The problem with GPS for mobile phone applications is that signal levels are low, and the receiver needs to have a direct view of the satellite. This can cause problems when the phone is used in a building, or even in an urban area where a direct view of the satellite is masked. Additionally the time taken for the receiver to lock - Time To First Fix (TTFF) can be as much as ten minutes or more from switch on. This is not acceptable when emergency calls are being made as a much faster acquisition time is required. To achieve this assistance is required for the GPS receiver, thereby giving rise to the requirement for Assisted GPS.
The system known as Assisted GPS or A-GPS uses the mobile phone network to assist the GPS receiver in the mobile phone to overcome the problems associated with TTFF and the low signal levels that are encountered under some situations.
For A-GPS, the network provides the Ephemeris data to the cell phone GPS receiver and this improves the TTFF. This can be achieved by incorporating a GPS receiver into the base station itself, and as this is sufficiently close in position to the mobile the data received by the base station is sufficiently accurate to be transmitted on to the mobiles. The base station receiver is obviously on all the time, and will be located in a position where it can "see" the satellites.
The information provided can be either the Ephemeris data for visible satellites or, more helpfully the code phase and Doppler ranges over which the mobile has to search, i.e. 'acquisition data'. These ranges can be estimated as the position of the mobile is bounded because it must be within the cell served by the particular base station. This technique is able to improve the TTFF by many orders of magnitude.
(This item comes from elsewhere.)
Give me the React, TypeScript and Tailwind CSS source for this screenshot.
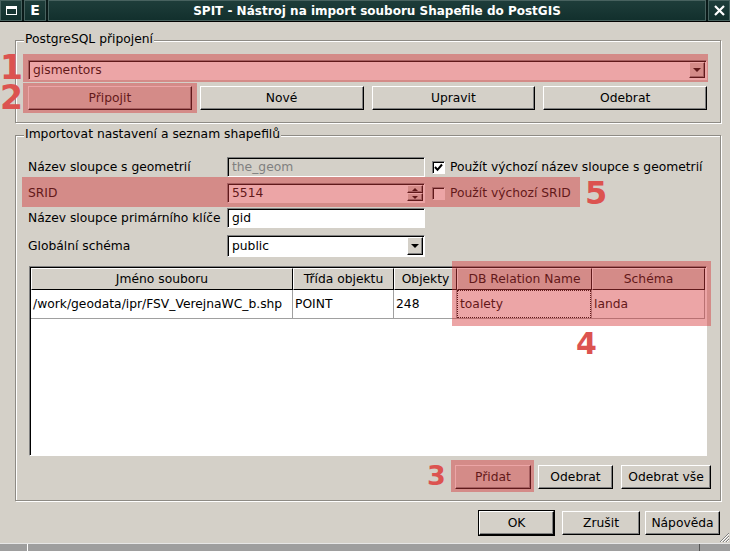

Assisted GPS or A-GPS is also used to improve the performance within buildings where the GPS signals are by 20 dB or possibly more. Again by providing information to the GPS receiver in the mobile it is able to better correlate the signal being received from the satellite when the signal is low in strength. Using this technique it is possible to gain considerable increases in sensitivity and some manufacturers have claimed it is possible to receive signals down to power levels of around -159dBm. The base station supplies the receiver with navigation message bits - 'sensitivity data'.
It is anticipated that the location services now being implemented, particularly within the USA will enable the emergency call centres to provide a greatly improved services. With many millions of emergency calls being made each year from cell phones, this new technique will greatly assist in saving lives and providing swift support to exactly the correct location when it is needed.